**DIRECTION:** Word for word, print each line of the listing below; pictures stay out.

####

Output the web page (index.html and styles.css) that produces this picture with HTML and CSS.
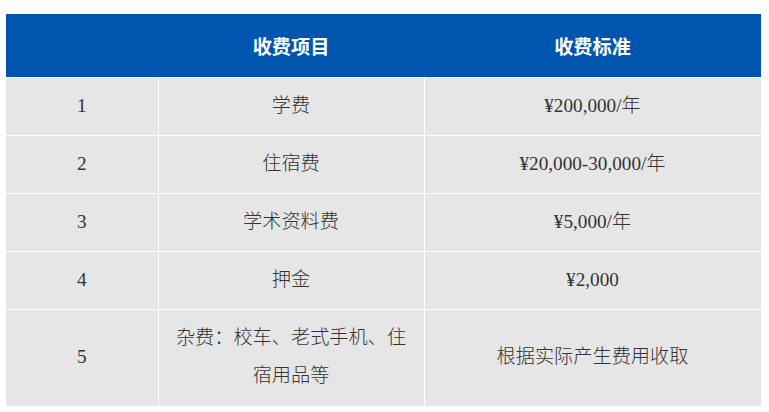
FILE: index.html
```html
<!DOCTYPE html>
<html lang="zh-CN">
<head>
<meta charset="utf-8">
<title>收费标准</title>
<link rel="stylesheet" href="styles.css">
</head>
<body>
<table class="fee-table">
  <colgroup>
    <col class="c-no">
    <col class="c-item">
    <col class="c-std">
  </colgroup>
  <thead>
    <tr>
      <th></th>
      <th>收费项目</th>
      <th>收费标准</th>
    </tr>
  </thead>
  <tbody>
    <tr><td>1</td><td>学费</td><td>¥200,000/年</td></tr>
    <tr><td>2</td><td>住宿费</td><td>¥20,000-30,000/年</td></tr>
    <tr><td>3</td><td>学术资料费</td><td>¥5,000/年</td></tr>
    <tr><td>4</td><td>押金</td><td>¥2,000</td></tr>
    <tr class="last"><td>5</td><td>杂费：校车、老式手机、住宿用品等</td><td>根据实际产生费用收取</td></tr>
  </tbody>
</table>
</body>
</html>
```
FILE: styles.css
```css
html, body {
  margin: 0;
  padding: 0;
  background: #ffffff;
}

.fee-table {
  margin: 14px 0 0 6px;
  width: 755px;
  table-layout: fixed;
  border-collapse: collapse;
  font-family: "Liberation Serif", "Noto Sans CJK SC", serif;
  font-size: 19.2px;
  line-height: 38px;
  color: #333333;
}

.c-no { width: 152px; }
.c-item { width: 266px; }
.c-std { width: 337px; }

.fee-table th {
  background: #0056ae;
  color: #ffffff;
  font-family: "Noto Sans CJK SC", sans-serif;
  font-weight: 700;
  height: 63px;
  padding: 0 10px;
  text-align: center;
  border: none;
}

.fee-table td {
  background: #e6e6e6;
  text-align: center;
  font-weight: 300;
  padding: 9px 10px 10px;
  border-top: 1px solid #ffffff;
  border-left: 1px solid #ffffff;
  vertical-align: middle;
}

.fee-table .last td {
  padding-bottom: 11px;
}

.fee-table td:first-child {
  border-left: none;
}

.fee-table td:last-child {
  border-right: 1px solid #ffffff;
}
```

####

**SOLUTION FOR THIS EXERCISE:**
Output the web page (index.html and styles.css) that produces this picture with HTML and CSS.
FILE: index.html
```html
<!DOCTYPE html>
<html lang="zh-CN">
<head>
<meta charset="utf-8">
<title>收费标准</title>
<link rel="stylesheet" href="styles.css">
</head>
<body>
<table class="fee-table">
  <colgroup>
    <col class="c-no">
    <col class="c-item">
    <col class="c-std">
  </colgroup>
  <thead>
    <tr>
      <th></th>
      <th>收费项目</th>
      <th>收费标准</th>
    </tr>
  </thead>
  <tbody>
    <tr><td>1</td><td>学费</td><td>¥200,000/年</td></tr>
    <tr><td>2</td><td>住宿费</td><td>¥20,000-30,000/年</td></tr>
    <tr><td>3</td><td>学术资料费</td><td>¥5,000/年</td></tr>
    <tr><td>4</td><td>押金</td><td>¥2,000</td></tr>
    <tr class="last"><td>5</td><td>杂费：校车、老式手机、住宿用品等</td><td>根据实际产生费用收取</td></tr>
  </tbody>
</table>
</body>
</html>
```
FILE: styles.css
```css
html, body {
  margin: 0;
  padding: 0;
  background: #ffffff;
}

.fee-table {
  margin: 14px 0 0 6px;
  width: 755px;
  table-layout: fixed;
  border-collapse: collapse;
  font-family: "Liberation Serif", "Noto Sans CJK SC", serif;
  font-size: 19.2px;
  line-height: 38px;
  color: #333333;
}

.c-no { width: 152px; }
.c-item { width: 266px; }
.c-std { width: 337px; }

.fee-table th {
  background: #0056ae;
  color: #ffffff;
  font-family: "Noto Sans CJK SC", sans-serif;
  font-weight: 700;
  height: 63px;
  padding: 0 10px;
  text-align: center;
  border: none;
}

.fee-table td {
  background: #e6e6e6;
  text-align: center;
  font-weight: 300;
  padding: 9px 10px 10px;
  border-top: 1px solid #ffffff;
  border-left: 1px solid #ffffff;
  vertical-align: middle;
}

.fee-table .last td {
  padding-bottom: 11px;
}

.fee-table td:first-child {
  border-left: none;
}

.fee-table td:last-child {
  border-right: 1px solid #ffffff;
}
```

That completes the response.